What you will do: In the listing below, identify each line with the word "components" and return those lines.

╔══

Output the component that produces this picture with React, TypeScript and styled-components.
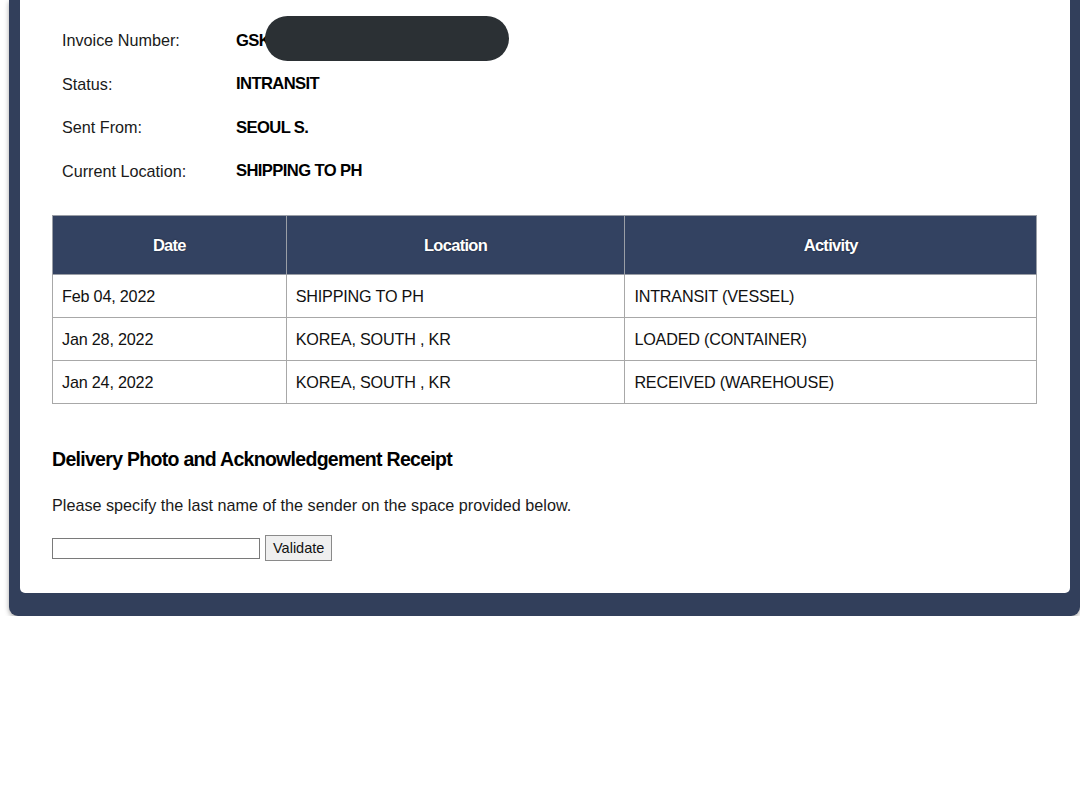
import React from "react";
import styled, { createGlobalStyle } from "styled-components";

const Global = createGlobalStyle`
  html, body { margin: 0; padding: 0; background: #ffffff; }
  body { font-family: "Liberation Sans", Arial, sans-serif; color: #111; overflow: hidden; }
`;

const Frame = styled.div`
  margin-left: 9px;
  width: 1071px;
  background: #323f5b;
  padding: 0 10px 23px 11px;
  box-sizing: border-box;
  border-radius: 0 0 9px 9px;
  box-shadow: 0 2px 5px rgba(0, 0, 0, 0.35);
`;

const Card = styled.div`
  background: #ffffff;
  border-radius: 0 0 5px 5px;
  padding: 19px 33px 32px 32px;
`;

const InfoGrid = styled.div`
  display: grid;
  grid-template-columns: 174px auto;
  padding-left: 10px;
  position: relative;
`;

const InfoLabel = styled.div`
  font-size: 16.2px;
  height: 43.5px;
  display: flex;
  align-items: center;
  color: #1a1a1a;
`;

const InfoValue = styled.div`
  font-size: 16.6px;
  height: 43.5px;
  display: flex;
  align-items: center;
  font-weight: bold;
  letter-spacing: -0.6px;
  color: #000;
  position: relative;
`;

const Redact = styled.span`
  position: absolute;
  left: 29px;
  top: -3px;
  width: 244px;
  height: 45px;
  border-radius: 23px;
  background: #2b3034;
`;

const Table = styled.table`
  width: 985px;
  border-collapse: collapse;
  margin-top: 22px;
  border: 1px solid #a0a0a0;
`;

const Th = styled.th<{ $w: number }>`
  width: ${(p) => p.$w}px;
  background: #334261;
  color: #fff;
  height: 59px;
  font-size: 16.5px;
  font-weight: bold;
  letter-spacing: -0.7px;
  text-shadow: 0 0 2px rgba(0, 0, 0, 0.5);
  border: 1px solid #9a9ea6;
  text-align: center;
  padding: 0;
  box-sizing: border-box;
`;

const Td = styled.td`
  height: 43px;
  font-size: 16.2px;
  border: 1px solid #a8a8a8;
  padding: 1px 9px 0;
  box-sizing: border-box;
  color: #111;
  letter-spacing: -0.2px;
`;

const Heading = styled.h2`
  margin: 38px 0 0;
  font-size: 19.5px;
  font-weight: bold;
  letter-spacing: -0.7px;
  color: #000;
  line-height: 34px;
`;

const Para = styled.p`
  margin: 17px 0 0;
  font-size: 16.2px;
  line-height: 24px;
  color: #1a1a1a;
`;

const FormRow = styled.div`
  margin-top: 18px;
  display: flex;
  align-items: center;
  gap: 5px;
`;

const Input = styled.input`
  width: 208px;
  height: 21px;
  box-sizing: border-box;
  border: 1px solid #7a7a7a;
  padding: 0 4px;
  margin: 0;
`;

const Button = styled.button`
  height: 26px;
  padding: 0 7px;
  font-family: "Liberation Sans", Arial, sans-serif;
  font-size: 14.5px;
  background: #efefef;
  border: 1px solid #8a8a8a;
  color: #111;
  border-radius: 0;
`;

const info: [string, string][] = [
  ["Invoice Number:", "GSK"],
  ["Status:", "INTRANSIT"],
  ["Sent From:", "SEOUL S."],
  ["Current Location:", "SHIPPING TO PH"],
];

const rows = [
  ["Feb 04, 2022", "SHIPPING TO PH", "INTRANSIT (VESSEL)"],
  ["Jan 28, 2022", "KOREA, SOUTH , KR", "LOADED (CONTAINER)"],
  ["Jan 24, 2022", "KOREA, SOUTH , KR", "RECEIVED (WAREHOUSE)"],
];

export default function App() {
  return (
    <>
      <Global />
      <Frame>
        <Card>
          <InfoGrid>
            {info.map(([l, v], i) => (
              <React.Fragment key={l}>
                <InfoLabel>{l}</InfoLabel>
                <InfoValue>
                  {v}
                  {i === 0 && <Redact />}
                </InfoValue>
              </React.Fragment>
            ))}
          </InfoGrid>
          <Table>
            <thead>
              <tr>
                <Th $w={234}>Date</Th>
                <Th $w={339}>Location</Th>
                <Th $w={412}>Activity</Th>
              </tr>
            </thead>
            <tbody>
              {rows.map((r) => (
                <tr key={r[0]}>
                  {r.map((c, j) => (
                    <Td key={j}>{c}</Td>
                  ))}
                </tr>
              ))}
            </tbody>
          </Table>
          <Heading>Delivery Photo and Acknowledgement Receipt</Heading>
          <Para>Please specify the last name of the sender on the space provided below.</Para>
          <FormRow>
            <Input type="text" />
            <Button>Validate</Button>
          </FormRow>
        </Card>
      </Frame>
    </>
  );
}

╚══

Correct response:
Output the component that produces this picture with React, TypeScript and styled-components.
import styled, { createGlobalStyle } from "styled-components";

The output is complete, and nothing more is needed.